# Exercise aim
Output every line exactly as written. Leave out pictures.

# Given data
========
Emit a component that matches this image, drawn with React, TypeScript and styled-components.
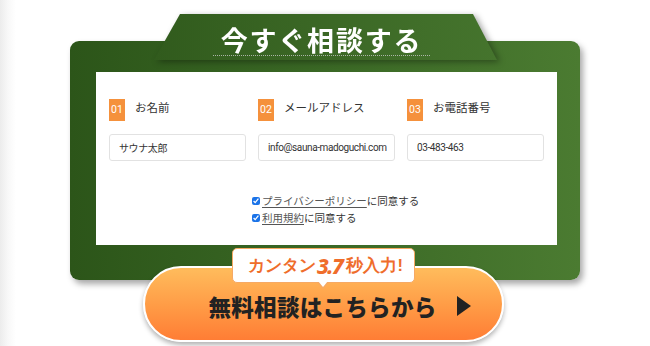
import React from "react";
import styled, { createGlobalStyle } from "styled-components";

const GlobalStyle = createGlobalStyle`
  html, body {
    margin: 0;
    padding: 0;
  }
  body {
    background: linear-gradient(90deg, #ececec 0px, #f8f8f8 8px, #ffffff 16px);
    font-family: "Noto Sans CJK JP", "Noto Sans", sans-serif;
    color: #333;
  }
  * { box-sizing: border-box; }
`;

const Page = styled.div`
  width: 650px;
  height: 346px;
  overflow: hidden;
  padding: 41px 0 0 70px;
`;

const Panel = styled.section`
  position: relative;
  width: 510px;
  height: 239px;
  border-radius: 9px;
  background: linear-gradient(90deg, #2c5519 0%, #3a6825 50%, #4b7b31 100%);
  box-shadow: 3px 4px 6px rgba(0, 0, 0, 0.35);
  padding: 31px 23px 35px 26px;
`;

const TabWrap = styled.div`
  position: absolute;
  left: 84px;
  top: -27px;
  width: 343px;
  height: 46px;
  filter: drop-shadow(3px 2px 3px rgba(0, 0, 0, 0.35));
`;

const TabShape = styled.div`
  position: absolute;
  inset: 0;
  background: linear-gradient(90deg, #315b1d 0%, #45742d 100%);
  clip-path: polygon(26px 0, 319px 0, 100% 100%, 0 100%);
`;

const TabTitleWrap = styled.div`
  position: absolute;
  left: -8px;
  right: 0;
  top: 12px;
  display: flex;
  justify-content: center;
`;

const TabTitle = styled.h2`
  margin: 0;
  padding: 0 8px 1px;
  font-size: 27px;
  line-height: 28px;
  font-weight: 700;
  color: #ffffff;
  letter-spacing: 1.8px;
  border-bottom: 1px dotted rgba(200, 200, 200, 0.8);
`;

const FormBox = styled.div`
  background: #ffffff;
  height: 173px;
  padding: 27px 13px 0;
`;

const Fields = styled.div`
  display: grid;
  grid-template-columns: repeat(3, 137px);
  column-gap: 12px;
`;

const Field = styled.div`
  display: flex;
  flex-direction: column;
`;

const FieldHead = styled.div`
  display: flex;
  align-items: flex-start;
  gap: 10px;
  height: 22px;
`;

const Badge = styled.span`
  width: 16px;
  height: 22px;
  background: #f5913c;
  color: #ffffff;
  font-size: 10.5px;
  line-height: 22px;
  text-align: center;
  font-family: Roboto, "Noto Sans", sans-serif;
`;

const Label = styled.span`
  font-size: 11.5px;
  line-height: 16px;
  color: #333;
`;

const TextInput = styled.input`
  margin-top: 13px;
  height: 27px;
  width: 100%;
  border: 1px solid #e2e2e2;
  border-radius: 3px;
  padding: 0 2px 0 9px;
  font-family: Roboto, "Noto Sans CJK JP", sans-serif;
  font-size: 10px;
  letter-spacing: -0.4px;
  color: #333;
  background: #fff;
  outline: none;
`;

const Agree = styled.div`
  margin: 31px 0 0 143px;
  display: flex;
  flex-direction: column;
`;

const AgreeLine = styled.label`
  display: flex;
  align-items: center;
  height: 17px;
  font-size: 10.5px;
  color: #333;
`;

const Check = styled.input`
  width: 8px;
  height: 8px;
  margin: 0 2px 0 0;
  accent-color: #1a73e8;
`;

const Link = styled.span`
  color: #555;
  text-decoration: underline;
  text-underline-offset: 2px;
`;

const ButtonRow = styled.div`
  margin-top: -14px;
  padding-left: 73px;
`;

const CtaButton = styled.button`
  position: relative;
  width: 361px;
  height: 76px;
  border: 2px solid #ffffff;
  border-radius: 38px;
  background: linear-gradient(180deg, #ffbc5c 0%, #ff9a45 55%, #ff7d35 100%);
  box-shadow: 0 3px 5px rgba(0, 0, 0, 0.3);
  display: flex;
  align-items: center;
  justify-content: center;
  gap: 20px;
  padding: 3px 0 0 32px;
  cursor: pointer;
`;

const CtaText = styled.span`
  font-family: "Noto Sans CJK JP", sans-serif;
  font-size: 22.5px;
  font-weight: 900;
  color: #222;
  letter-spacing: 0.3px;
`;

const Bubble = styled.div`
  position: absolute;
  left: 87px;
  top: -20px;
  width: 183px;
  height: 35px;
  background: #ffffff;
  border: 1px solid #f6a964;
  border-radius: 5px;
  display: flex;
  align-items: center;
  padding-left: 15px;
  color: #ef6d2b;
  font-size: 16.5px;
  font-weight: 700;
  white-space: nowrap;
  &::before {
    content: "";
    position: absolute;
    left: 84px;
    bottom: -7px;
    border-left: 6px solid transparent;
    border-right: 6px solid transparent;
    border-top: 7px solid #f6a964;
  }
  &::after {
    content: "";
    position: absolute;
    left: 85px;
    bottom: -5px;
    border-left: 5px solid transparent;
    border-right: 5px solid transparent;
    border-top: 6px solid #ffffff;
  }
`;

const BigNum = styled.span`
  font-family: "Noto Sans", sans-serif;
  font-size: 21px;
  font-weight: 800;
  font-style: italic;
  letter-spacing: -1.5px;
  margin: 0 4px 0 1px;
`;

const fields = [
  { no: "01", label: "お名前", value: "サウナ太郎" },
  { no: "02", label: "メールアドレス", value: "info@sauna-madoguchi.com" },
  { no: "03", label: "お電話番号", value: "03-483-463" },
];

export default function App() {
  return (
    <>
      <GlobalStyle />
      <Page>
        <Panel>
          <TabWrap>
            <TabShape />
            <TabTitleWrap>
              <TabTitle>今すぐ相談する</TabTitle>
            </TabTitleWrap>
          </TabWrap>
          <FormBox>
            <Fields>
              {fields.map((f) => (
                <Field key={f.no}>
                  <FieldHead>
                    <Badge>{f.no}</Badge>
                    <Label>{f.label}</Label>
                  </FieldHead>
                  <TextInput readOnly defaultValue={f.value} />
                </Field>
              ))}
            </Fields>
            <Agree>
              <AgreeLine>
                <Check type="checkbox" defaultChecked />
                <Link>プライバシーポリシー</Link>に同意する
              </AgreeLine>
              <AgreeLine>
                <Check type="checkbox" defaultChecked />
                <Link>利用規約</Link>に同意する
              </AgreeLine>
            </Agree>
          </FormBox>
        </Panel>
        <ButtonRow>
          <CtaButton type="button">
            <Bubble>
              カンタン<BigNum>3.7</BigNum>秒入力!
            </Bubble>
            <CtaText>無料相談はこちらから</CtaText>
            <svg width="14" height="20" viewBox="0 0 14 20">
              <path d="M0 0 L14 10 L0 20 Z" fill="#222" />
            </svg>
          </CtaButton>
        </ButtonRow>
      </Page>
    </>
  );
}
========
# Expected answer
Emit a component that matches this image, drawn with React, TypeScript and styled-components.
import React from "react";
import styled, { createGlobalStyle } from "styled-components";

const GlobalStyle = createGlobalStyle`
  html, body {
    margin: 0;
    padding: 0;
  }
  body {
    background: linear-gradient(90deg, #ececec 0px, #f8f8f8 8px, #ffffff 16px);
    font-family: "Noto Sans CJK JP", "Noto Sans", sans-serif;
    color: #333;
  }
  * { box-sizing: border-box; }
`;

const Page = styled.div`
  width: 650px;
  height: 346px;
  overflow: hidden;
  padding: 41px 0 0 70px;
`;

const Panel = styled.section`
  position: relative;
  width: 510px;
  height: 239px;
  border-radius: 9px;
  background: linear-gradient(90deg, #2c5519 0%, #3a6825 50%, #4b7b31 100%);
  box-shadow: 3px 4px 6px rgba(0, 0, 0, 0.35);
  padding: 31px 23px 35px 26px;
`;

const TabWrap = styled.div`
  position: absolute;
  left: 84px;
  top: -27px;
  width: 343px;
  height: 46px;
  filter: drop-shadow(3px 2px 3px rgba(0, 0, 0, 0.35));
`;

const TabShape = styled.div`
  position: absolute;
  inset: 0;
  background: linear-gradient(90deg, #315b1d 0%, #45742d 100%);
  clip-path: polygon(26px 0, 319px 0, 100% 100%, 0 100%);
`;

const TabTitleWrap = styled.div`
  position: absolute;
  left: -8px;
  right: 0;
  top: 12px;
  display: flex;
  justify-content: center;
`;

const TabTitle = styled.h2`
  margin: 0;
  padding: 0 8px 1px;
  font-size: 27px;
  line-height: 28px;
  font-weight: 700;
  color: #ffffff;
  letter-spacing: 1.8px;
  border-bottom: 1px dotted rgba(200, 200, 200, 0.8);
`;

const FormBox = styled.div`
  background: #ffffff;
  height: 173px;
  padding: 27px 13px 0;
`;

const Fields = styled.div`
  display: grid;
  grid-template-columns: repeat(3, 137px);
  column-gap: 12px;
`;

const Field = styled.div`
  display: flex;
  flex-direction: column;
`;

const FieldHead = styled.div`
  display: flex;
  align-items: flex-start;
  gap: 10px;
  height: 22px;
`;

const Badge = styled.span`
  width: 16px;
  height: 22px;
  background: #f5913c;
  color: #ffffff;
  font-size: 10.5px;
  line-height: 22px;
  text-align: center;
  font-family: Roboto, "Noto Sans", sans-serif;
`;

const Label = styled.span`
  font-size: 11.5px;
  line-height: 16px;
  color: #333;
`;

const TextInput = styled.input`
  margin-top: 13px;
  height: 27px;
  width: 100%;
  border: 1px solid #e2e2e2;
  border-radius: 3px;
  padding: 0 2px 0 9px;
  font-family: Roboto, "Noto Sans CJK JP", sans-serif;
  font-size: 10px;
  letter-spacing: -0.4px;
  color: #333;
  background: #fff;
  outline: none;
`;

const Agree = styled.div`
  margin: 31px 0 0 143px;
  display: flex;
  flex-direction: column;
`;

const AgreeLine = styled.label`
  display: flex;
  align-items: center;
  height: 17px;
  font-size: 10.5px;
  color: #333;
`;

const Check = styled.input`
  width: 8px;
  height: 8px;
  margin: 0 2px 0 0;
  accent-color: #1a73e8;
`;

const Link = styled.span`
  color: #555;
  text-decoration: underline;
  text-underline-offset: 2px;
`;

const ButtonRow = styled.div`
  margin-top: -14px;
  padding-left: 73px;
`;

const CtaButton = styled.button`
  position: relative;
  width: 361px;
  height: 76px;
  border: 2px solid #ffffff;
  border-radius: 38px;
  background: linear-gradient(180deg, #ffbc5c 0%, #ff9a45 55%, #ff7d35 100%);
  box-shadow: 0 3px 5px rgba(0, 0, 0, 0.3);
  display: flex;
  align-items: center;
  justify-content: center;
  gap: 20px;
  padding: 3px 0 0 32px;
  cursor: pointer;
`;

const CtaText = styled.span`
  font-family: "Noto Sans CJK JP", sans-serif;
  font-size: 22.5px;
  font-weight: 900;
  color: #222;
  letter-spacing: 0.3px;
`;

const Bubble = styled.div`
  position: absolute;
  left: 87px;
  top: -20px;
  width: 183px;
  height: 35px;
  background: #ffffff;
  border: 1px solid #f6a964;
  border-radius: 5px;
  display: flex;
  align-items: center;
  padding-left: 15px;
  color: #ef6d2b;
  font-size: 16.5px;
  font-weight: 700;
  white-space: nowrap;
  &::before {
    content: "";
    position: absolute;
    left: 84px;
    bottom: -7px;
    border-left: 6px solid transparent;
    border-right: 6px solid transparent;
    border-top: 7px solid #f6a964;
  }
  &::after {
    content: "";
    position: absolute;
    left: 85px;
    bottom: -5px;
    border-left: 5px solid transparent;
    border-right: 5px solid transparent;
    border-top: 6px solid #ffffff;
  }
`;

const BigNum = styled.span`
  font-family: "Noto Sans", sans-serif;
  font-size: 21px;
  font-weight: 800;
  font-style: italic;
  letter-spacing: -1.5px;
  margin: 0 4px 0 1px;
`;

const fields = [
  { no: "01", label: "お名前", value: "サウナ太郎" },
  { no: "02", label: "メールアドレス", value: "info@sauna-madoguchi.com" },
  { no: "03", label: "お電話番号", value: "03-483-463" },
];

export default function App() {
  return (
    <>
      <GlobalStyle />
      <Page>
        <Panel>
          <TabWrap>
            <TabShape />
            <TabTitleWrap>
              <TabTitle>今すぐ相談する</TabTitle>
            </TabTitleWrap>
          </TabWrap>
          <FormBox>
            <Fields>
              {fields.map((f) => (
                <Field key={f.no}>
                  <FieldHead>
                    <Badge>{f.no}</Badge>
                    <Label>{f.label}</Label>
                  </FieldHead>
                  <TextInput readOnly defaultValue={f.value} />
                </Field>
              ))}
            </Fields>
            <Agree>
              <AgreeLine>
                <Check type="checkbox" defaultChecked />
                <Link>プライバシーポリシー</Link>に同意する
              </AgreeLine>
              <AgreeLine>
                <Check type="checkbox" defaultChecked />
                <Link>利用規約</Link>に同意する
              </AgreeLine>
            </Agree>
          </FormBox>
        </Panel>
        <ButtonRow>
          <CtaButton type="button">
            <Bubble>
              カンタン<BigNum>3.7</BigNum>秒入力!
            </Bubble>
            <CtaText>無料相談はこちらから</CtaText>
            <svg width="14" height="20" viewBox="0 0 14 20">
              <path d="M0 0 L14 10 L0 20 Z" fill="#222" />
            </svg>
          </CtaButton>
        </ButtonRow>
      </Page>
    </>
  );
}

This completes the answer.